Why Flat Value Matters in Bond Investments

Essential Background

The flat value of a bond represents its intrinsic value without considering accrued interest. This metric helps investors compare bonds fairly regardless of their coupon payment schedules or the timing of their purchases. Understanding flat value is crucial for:

  • Investment evaluation: Assessing the true cost of acquiring a bond.
  • Market analysis: Comparing bond prices across different issuers or maturity dates.
  • Cash flow planning: Estimating future payments accurately without distortions from accrued interest.

The relationship between the dirty price (full price including accrued interest) and the flat value can be expressed with the following formula:

\[ FV = DP - AI \]

Where:

  • \(FV\) is the flat value.
  • \(DP\) is the dirty price (full price).
  • \(AI\) is the accrued interest.

This formula simplifies the process of determining the bond's base price before adjusting for any additional factors like accrued interest.


Practical Calculation Example

Example Problem:

Scenario: A bond has a dirty price of $300 and accrued interest of $20. What is its flat value?

  1. Identify variables:

    • Dirty Price (\(DP\)) = $300
    • Accrued Interest (\(AI\)) = $20
  2. Apply the formula: \[ FV = 300 - 20 = 280 \]

  3. Result: The flat value of the bond is $280.

This means that without the accrued interest, the bond's intrinsic value is $280, allowing investors to make more informed decisions about its worth.
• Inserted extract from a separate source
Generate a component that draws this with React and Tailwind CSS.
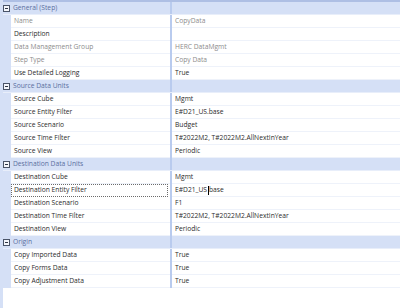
const sections = [
  {
    title: "General (Step)",
    rows: [
      { label: "Name", value: "CopyData", muted: true },
      { label: "Description", value: "" },
      { label: "Data Management Group", value: "HERC DataMgmt", muted: true },
      { label: "Step Type", value: "Copy Data", muted: true },
      { label: "Use Detailed Logging", value: "True" },
    ],
  },
  {
    title: "Source Data Units",
    rows: [
      { label: "Source Cube", value: "Mgmt" },
      { label: "Source Entity Filter", value: "E#D21_US.base" },
      { label: "Source Scenario", value: "Budget" },
      { label: "Source Time Filter", value: "T#2022M2, T#2022M2.AllNextInYear" },
      { label: "Source View", value: "Periodic" },
    ],
  },
  {
    title: "Destination Data Units",
    rows: [
      { label: "Destination Cube", value: "Mgmt" },
      { label: "Destination Entity Filter", value: "E#D21_US.base", focused: true },
      { label: "Destination Scenario", value: "F1" },
      { label: "Destination Time Filter", value: "T#2022M2, T#2022M2.AllNextInYear" },
      { label: "Destination View", value: "Periodic" },
    ],
  },
  {
    title: "Origin",
    rows: [
      { label: "Copy Imported Data", value: "True" },
      { label: "Copy Forms Data", value: "True" },
      { label: "Copy Adjustment Data", value: "True" },
    ],
  },
];

function CollapseIcon() {
  return (
    <svg width="7" height="7" viewBox="0 0 7 7" className="shrink-0">
      <rect x="0.5" y="0.5" width="6" height="6" fill="#f4f6fb" stroke="#4a5468" strokeWidth="1" />
      <rect x="2" y="3" width="3" height="1" fill="#2f3645" />
    </svg>
  );
}

function SectionHeader({ title }) {
  return (
    <div className="flex h-[13px] bg-[#d5e0f6] border-b border-[#e8eefa]">
      <div className="flex w-[8px] items-center justify-start">
        <CollapseIcon />
      </div>
      <div className="flex w-[159px] items-center pl-[2px] text-[#5a6fa0]">{title}</div>
      <div className="w-[2px] bg-[#b9cbee]" />
      <div className="flex-1" />
    </div>
  );
}

function PropertyRow({ row }) {
  const valueText = row.focused ? (
    <span className="flex items-center">
      E#D21_US<span className="mx-[0.5px] inline-block h-[9px] w-px bg-black" />base
    </span>
  ) : (
    row.value
  );

  return (
    <div className="flex h-[13px]">
      <div className="w-[8px] bg-[#d5e0f6]" />
      <div
        className={
          row.focused
            ? "flex w-[157px] items-center border border-dotted border-[#6b6b6b] pl-[2px] mr-[2px]"
            : "flex w-[159px] items-center border-b border-[#eef2fa] pl-[3px]"
        }
      >
        <span className={row.muted ? "text-[#8c8c8c]" : "text-[#2b2b2b]"}>{row.label}</span>
      </div>
      <div className="w-[2px] bg-[#b9cbee]" />
      <div
        className={
          "flex flex-1 items-center border-b border-[#eef2fa] pl-[3px] " +
          (row.muted ? "text-[#8c8c8c]" : "text-[#2b2b2b]")
        }
      >
        {valueText}
      </div>
    </div>
  );
}

export default function App() {
  return (
    <div
      className="h-[308px] w-[400px] overflow-hidden bg-white text-[6.7px] leading-none"
      style={{ fontFamily: '"Open Sans", "Liberation Sans", sans-serif' }}
    >
      <div className="flex h-full flex-col border-l-[3px] border-[#d5e0f6]">
        <div className="h-[2px] bg-[#aebfe4]" />
        {sections.map((section) => (
          <div key={section.title}>
            <SectionHeader title={section.title} />
            {section.rows.map((row) => (
              <PropertyRow key={row.label} row={row} />
            ))}
          </div>
        ))}
      </div>
    </div>
  );
}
FAQs About Flat Value Calculations

Q1: What is the difference between a bond's dirty price and its clean price?

The dirty price of a bond includes the accrued interest since the last coupon payment, while the clean price (or flat value) is the price of the bond without the accrued interest. The clean price is typically the quoted price of the bond in markets.

Q2: Why is it important to calculate the flat value of a bond?

Calculating the flat value of a bond is important because it provides a clearer picture of the bond's intrinsic value, free from the influence of accrued interest. This allows investors to compare bonds more effectively and understand their true market value.

Q3: How does accrued interest affect bond investments?

Accrued interest affects bond investments by increasing the purchase price of a bond if bought between coupon payments. However, it also entitles the investor to receive the next full coupon payment. This impacts both the yield and the timing of cash flows from the investment.

Q4: Can the flat value of a bond change over time?

Yes, the flat value of a bond can change over time due to fluctuations in the dirty price caused by market conditions. However, the calculation of flat value itself remains constant, always subtracting the accrued interest from the current dirty price.


Glossary of Terms

Understanding these key terms will enhance your ability to analyze bond investments:

Dirty Price: The full price of a bond, including accrued interest.

Accrued Interest: The interest that has accumulated on a bond since the last coupon payment but not yet paid to the bondholder.

Flat Value: The intrinsic value of a bond without considering accrued interest.

Coupon Payment: Periodic interest payments made to bondholders based on the bond's face value and coupon rate.


Interesting Facts About Bond Valuation

  1. Historical Perspective: In the early days of bond trading, accrued interest was often calculated manually, leading to discrepancies and errors. Modern tools have streamlined this process significantly.

  2. Global Standards: Different countries may have slightly varying standards for calculating accrued interest, depending on local regulations and market practices.

  3. Impact of Market Conditions: During periods of economic uncertainty, the flat value of bonds can fluctuate dramatically, reflecting changes in investor sentiment and risk assessment.